__Work to do__
In the entries below, find every line holding the string "Tailwind" and collect it.

(Front-end source files)
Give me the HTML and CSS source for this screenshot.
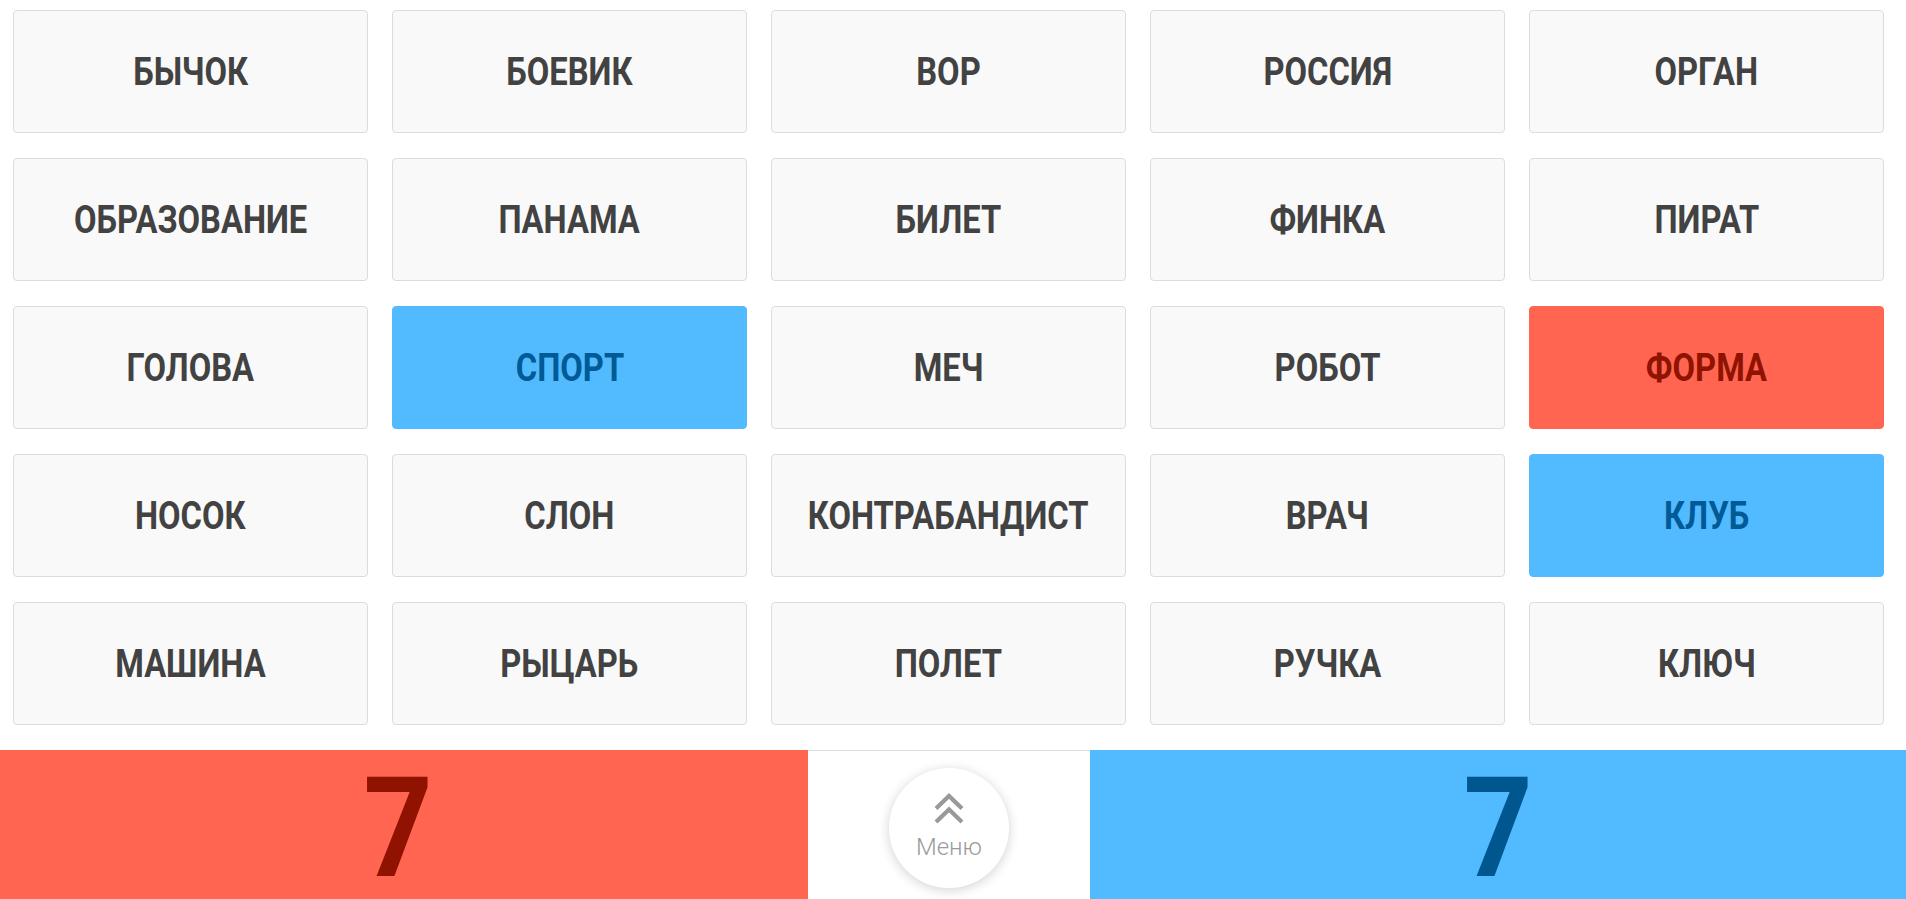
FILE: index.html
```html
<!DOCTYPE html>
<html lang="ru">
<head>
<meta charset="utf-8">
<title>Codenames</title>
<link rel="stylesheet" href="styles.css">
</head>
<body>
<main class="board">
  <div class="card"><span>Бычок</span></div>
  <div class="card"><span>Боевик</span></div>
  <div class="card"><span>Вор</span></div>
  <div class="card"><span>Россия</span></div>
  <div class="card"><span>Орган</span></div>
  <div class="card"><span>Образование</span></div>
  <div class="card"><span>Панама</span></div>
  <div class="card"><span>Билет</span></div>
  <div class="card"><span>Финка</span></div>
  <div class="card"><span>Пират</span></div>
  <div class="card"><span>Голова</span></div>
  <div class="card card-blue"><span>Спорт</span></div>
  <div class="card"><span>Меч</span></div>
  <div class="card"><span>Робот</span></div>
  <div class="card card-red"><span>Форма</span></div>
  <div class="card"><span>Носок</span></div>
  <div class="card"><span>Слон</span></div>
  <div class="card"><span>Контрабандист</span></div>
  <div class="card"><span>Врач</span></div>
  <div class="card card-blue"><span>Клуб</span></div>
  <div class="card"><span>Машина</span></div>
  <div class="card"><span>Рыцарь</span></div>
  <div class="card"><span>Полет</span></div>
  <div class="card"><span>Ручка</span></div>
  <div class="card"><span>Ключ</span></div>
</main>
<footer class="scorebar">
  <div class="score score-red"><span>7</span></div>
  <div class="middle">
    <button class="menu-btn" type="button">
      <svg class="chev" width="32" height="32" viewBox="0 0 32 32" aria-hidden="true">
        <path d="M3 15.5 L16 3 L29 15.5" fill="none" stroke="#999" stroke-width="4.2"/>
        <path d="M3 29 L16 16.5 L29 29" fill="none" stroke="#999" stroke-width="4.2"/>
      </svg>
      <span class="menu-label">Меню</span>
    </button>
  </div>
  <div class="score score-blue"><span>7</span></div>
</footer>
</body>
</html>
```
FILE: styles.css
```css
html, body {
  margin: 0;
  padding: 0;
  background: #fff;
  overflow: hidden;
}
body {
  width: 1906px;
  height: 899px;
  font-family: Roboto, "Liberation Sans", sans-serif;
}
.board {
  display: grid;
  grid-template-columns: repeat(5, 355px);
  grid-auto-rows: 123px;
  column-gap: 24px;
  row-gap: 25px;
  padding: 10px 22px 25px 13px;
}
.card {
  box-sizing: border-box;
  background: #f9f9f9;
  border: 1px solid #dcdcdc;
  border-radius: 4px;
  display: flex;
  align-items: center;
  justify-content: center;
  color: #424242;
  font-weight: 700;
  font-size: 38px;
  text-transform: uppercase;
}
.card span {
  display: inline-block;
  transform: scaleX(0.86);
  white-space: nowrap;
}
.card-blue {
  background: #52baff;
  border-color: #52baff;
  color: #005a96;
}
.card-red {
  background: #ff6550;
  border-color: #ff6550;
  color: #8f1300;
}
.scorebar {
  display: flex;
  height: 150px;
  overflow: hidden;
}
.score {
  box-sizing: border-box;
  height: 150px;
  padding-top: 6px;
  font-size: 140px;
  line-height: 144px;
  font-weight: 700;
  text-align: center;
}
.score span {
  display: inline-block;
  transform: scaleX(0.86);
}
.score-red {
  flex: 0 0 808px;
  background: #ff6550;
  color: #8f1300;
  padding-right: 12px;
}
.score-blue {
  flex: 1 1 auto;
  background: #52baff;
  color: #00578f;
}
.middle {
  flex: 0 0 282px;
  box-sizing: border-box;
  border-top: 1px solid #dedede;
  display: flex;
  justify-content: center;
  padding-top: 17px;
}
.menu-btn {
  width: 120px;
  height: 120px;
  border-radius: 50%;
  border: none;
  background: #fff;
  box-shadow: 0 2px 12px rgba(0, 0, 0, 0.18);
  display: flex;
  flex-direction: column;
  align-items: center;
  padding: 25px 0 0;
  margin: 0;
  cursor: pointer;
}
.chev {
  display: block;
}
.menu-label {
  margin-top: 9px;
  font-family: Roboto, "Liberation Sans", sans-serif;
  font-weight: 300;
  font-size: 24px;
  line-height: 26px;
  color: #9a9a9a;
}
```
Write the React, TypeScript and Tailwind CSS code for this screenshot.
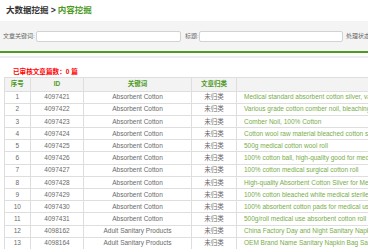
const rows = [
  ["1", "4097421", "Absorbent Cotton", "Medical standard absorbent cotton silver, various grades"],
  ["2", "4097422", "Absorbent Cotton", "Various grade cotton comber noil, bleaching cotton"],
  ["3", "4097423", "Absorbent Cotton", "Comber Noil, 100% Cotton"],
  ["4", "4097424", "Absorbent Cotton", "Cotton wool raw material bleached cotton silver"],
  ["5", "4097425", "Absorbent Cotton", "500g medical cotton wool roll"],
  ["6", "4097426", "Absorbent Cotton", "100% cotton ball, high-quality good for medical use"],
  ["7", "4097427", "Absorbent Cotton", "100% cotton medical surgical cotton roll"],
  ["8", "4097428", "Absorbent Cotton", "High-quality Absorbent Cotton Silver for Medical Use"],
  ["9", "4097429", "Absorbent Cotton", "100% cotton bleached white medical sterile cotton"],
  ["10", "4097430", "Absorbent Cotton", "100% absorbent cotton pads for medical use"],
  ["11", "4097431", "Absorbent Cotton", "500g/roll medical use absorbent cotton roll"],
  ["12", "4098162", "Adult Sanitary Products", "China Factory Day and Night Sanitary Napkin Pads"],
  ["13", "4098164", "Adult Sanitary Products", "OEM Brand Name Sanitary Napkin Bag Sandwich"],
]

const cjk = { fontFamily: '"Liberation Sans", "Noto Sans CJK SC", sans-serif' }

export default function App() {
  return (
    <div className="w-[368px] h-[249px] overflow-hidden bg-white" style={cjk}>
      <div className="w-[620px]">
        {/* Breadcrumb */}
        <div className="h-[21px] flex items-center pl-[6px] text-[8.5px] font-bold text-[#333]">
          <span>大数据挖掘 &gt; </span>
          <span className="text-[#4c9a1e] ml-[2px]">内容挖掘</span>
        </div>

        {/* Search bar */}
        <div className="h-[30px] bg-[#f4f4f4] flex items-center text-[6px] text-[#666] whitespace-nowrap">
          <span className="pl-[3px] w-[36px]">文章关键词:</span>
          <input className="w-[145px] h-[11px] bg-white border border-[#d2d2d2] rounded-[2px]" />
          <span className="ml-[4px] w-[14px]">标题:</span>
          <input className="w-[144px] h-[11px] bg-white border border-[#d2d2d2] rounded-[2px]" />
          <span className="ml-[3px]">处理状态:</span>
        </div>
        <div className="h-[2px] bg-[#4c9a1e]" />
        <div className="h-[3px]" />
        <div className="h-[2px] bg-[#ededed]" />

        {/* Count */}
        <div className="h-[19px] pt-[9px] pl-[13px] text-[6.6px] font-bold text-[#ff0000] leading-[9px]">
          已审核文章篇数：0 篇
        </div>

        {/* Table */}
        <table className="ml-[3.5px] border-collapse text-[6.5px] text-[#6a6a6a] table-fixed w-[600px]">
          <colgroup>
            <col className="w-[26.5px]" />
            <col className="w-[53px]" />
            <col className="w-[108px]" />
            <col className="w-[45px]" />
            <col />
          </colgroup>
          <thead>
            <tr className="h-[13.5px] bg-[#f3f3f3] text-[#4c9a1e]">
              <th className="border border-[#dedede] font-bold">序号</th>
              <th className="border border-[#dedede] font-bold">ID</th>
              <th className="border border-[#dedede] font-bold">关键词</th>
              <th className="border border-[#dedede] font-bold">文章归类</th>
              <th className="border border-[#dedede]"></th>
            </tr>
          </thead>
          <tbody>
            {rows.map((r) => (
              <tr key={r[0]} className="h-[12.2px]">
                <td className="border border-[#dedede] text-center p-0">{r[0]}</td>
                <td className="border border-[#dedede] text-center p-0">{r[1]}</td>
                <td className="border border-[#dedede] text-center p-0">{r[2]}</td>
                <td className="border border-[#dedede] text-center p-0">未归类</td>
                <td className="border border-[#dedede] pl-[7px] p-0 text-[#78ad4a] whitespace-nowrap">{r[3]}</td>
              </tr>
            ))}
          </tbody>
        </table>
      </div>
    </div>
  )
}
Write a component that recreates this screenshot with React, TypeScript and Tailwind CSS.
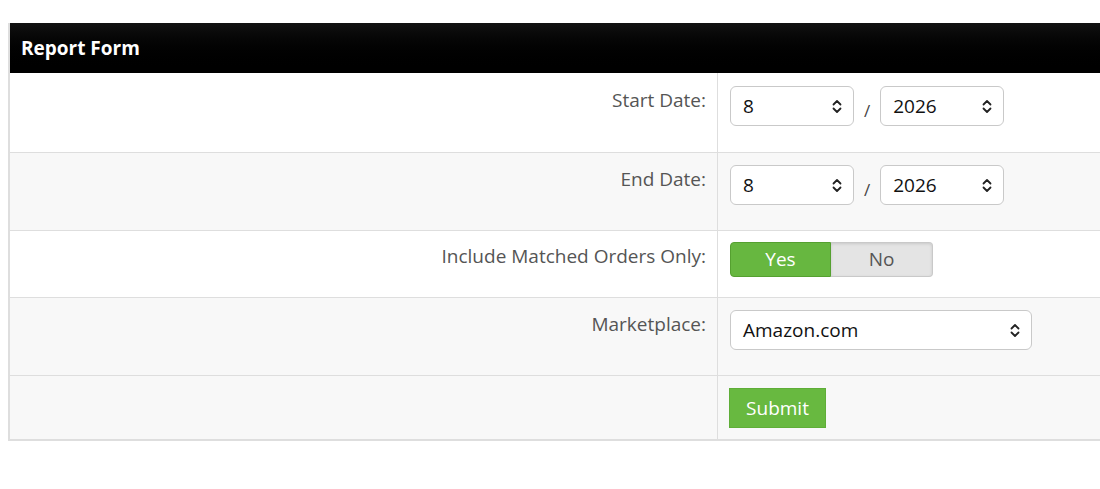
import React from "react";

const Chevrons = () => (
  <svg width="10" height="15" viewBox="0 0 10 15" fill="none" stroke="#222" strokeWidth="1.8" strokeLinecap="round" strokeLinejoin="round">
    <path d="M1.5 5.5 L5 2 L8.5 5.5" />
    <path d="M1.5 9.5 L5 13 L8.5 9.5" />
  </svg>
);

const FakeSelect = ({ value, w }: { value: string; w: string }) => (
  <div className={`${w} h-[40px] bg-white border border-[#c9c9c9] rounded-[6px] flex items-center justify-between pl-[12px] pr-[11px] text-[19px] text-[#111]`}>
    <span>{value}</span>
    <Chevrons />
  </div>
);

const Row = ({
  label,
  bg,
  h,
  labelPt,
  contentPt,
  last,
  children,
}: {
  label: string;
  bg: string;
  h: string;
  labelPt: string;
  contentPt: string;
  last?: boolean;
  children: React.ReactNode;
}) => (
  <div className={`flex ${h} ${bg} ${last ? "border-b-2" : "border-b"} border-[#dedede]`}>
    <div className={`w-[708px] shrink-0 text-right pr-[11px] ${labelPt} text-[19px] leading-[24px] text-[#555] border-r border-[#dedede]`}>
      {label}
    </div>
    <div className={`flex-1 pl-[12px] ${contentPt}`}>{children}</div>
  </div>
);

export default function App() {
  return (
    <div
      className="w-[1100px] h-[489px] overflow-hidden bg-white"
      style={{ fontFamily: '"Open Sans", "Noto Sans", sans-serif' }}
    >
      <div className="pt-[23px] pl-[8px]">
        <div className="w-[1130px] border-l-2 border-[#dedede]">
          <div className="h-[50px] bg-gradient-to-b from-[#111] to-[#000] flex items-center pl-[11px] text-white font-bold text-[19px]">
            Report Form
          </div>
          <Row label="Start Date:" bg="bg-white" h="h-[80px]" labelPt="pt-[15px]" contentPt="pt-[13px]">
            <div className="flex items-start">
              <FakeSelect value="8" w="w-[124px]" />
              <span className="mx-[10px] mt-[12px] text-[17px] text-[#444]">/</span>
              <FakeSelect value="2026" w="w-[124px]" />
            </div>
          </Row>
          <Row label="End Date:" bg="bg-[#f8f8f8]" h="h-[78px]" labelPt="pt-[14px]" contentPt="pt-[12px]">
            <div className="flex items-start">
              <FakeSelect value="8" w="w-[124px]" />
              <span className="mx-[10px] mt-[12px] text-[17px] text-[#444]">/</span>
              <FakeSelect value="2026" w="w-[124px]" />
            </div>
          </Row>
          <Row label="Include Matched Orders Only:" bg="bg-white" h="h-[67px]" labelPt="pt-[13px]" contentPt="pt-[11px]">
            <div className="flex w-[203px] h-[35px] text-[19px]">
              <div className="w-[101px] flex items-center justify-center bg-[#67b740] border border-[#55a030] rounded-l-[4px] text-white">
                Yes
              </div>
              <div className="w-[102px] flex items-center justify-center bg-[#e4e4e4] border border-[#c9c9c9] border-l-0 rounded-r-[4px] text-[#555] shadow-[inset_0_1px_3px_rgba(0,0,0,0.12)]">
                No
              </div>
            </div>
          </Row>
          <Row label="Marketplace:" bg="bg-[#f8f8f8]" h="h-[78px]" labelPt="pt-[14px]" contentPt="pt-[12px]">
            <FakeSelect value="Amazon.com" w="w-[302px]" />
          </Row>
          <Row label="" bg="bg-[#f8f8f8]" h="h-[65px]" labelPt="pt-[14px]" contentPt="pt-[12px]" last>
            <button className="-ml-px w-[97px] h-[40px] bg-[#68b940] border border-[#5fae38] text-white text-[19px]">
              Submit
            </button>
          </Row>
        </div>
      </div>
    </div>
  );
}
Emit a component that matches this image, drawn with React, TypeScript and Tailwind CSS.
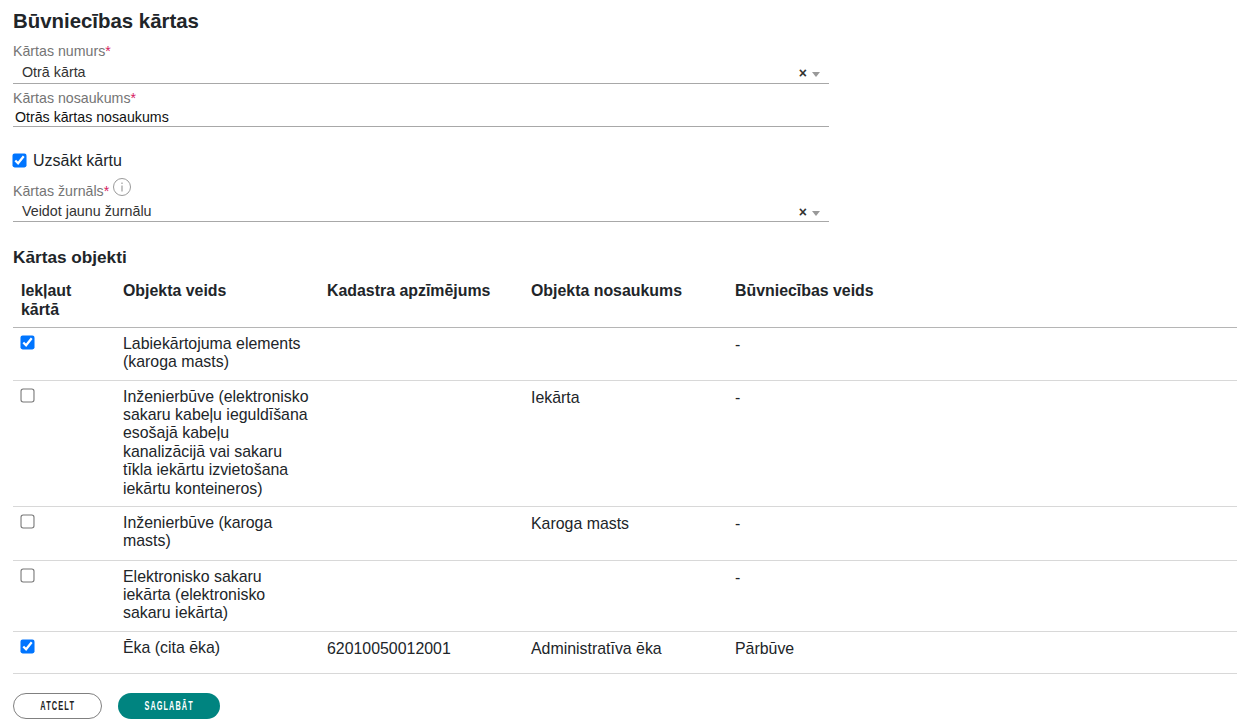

__Task result__
Write the React, TypeScript and Tailwind CSS code for this screenshot.
Write a component that recreates this screenshot with React, TypeScript and Tailwind CSS.
Emit a component that matches this image, drawn with React, TypeScript and Tailwind CSS.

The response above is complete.